Hesam7: I found the TWIC report on this round of 2001 Corus written by John Henderson: http://www.chess.co.uk/wijk2001/r07...
<Last year Garry walked out of a press conference after his final game against Polgar, after discovering the audience had just given Weird Al Morozevich his record-equalling fourth award (he now shares the title of most awards with Ivanchuk and Anand 1996 and 1999), he simply marched off to his hotel, muttering under his breath: “They [the audience] don’t understand the first thing about chess. I won this tournament by a margin of 1.5 points – and still they show no respect!”
Well, let’s fast-forward twelve months: Again Garry is annoyed with the audience, and again he’s stormed out of a press conference due to their choice for game of the day. Our highly efficient press officer, Tom Bottema, was cock-a-hoop with delight after persuading Garry to do the press conference of the on his win over Veselin Topalov. Tom's joy soon turned to gloom as Garry upped and walked after discovering that the audience (by a 4 vote margin over Garry - I did tell Gazza he should have done a "Gore") had presented the daily award to Kramnik – who had been lost for much of his game to Ivanchuk!
In fairness, Garry did have a point, and he didn’t really think that his game should have been a candidate after Topalov’s horrific blunder. “If Chucky had won he would have been my choice of the day, but Kramnik was losing – how could they award it to him? It was random, he won because Chucky was in serious time trouble.” And with that, the winter coat, boots and furry hat was put on as he and his second, Yuri Dokhoian, trudged through the snow back to his hotel.>
 <<16. ... e3!?> Missing the big chance to centralise with 16. ... Qd5! 17. Rf1 Be7. As it is, Kramnik's choice is, as we call it in the trade, a bit "iffy".> Since Black could have maintained equality with 17. ... Bd6! instead of 17. ... Bb6? I don't think 16. ... e3 was a mistake.

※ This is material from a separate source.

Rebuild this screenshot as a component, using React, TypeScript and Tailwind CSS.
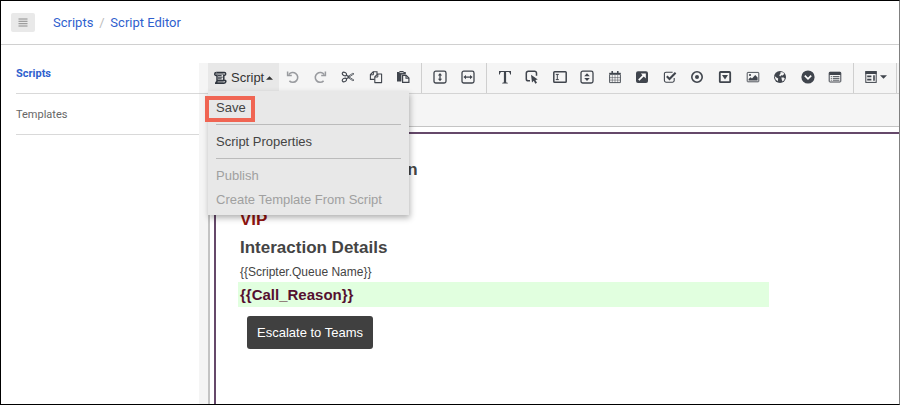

 <<19. ... g4> The only move: 19. ... Qe7? 20. Nc6 Qf8 21. Qxf6!>
 <<20. Qe2> 20. Qf4?! Nd5 21. Qc4 c6 22. Nxc6 Qg5!>
 <<21. Nc6> 21. O–O! looks much stronger - the rooks are powerfully placed on the d and f files.>
 <<22. ... Qc5?> 22. ... Qh6! A crucial saving move - it holds the Black game together beautifully: 23. Nxe6 (23. O–O? Bc4! 24. Qxc4 e2!; 23. Be5 Ne4!) 23. ... Rxe6 24. Ne5 Qg5 and Black's over the worse, and White's got a few problems to solve.> So this gives Black yet another option to equalize beside 22. ... Bc8.
 <<23 Ne5> You can now see why both players - more so Chucky with just about 90 seconds left - were in a frantic time scramble. All sorts of complications now had to be calculated: 23. Be5? Bc4 24. Qxe3 Nh7! with f6 to follow, and White's in a bad way.> The novelty of the game was 8. Bg5 so in other words Ivanchuk must have spent something around 1 hour and 55 minutes on the 15 moves from move 9 to move 23 ...
 <<23. ... Nh5??> With Black's position hanging by a thread - not to mention Chucky's flag - Kramnik's serious error has one advantage - his opponent hadn't calculated it, so had to use more time on the clock! 23. ... Bxa2 at least gave Black chances 24. O-O (24. Qxe3 Nd7 25. Qg5+ Kf8 26. O-O Rxe5! 27. Bxe5 Nxe5 28. Kh1) 24. ... Rxe5 25. Rxf6! Re4 26. Rf4 Rxf4 27. Bxf4 Qh5!> There is a whole in this analysis: 23. ... Bxa2 24. O-O Rxe5 25. Rxf6! Re4 and now 26. Bf4! Qf8 27. b4! and Black is struggling to survive. In the original line given with 26. Rf4 Black equalizes completely.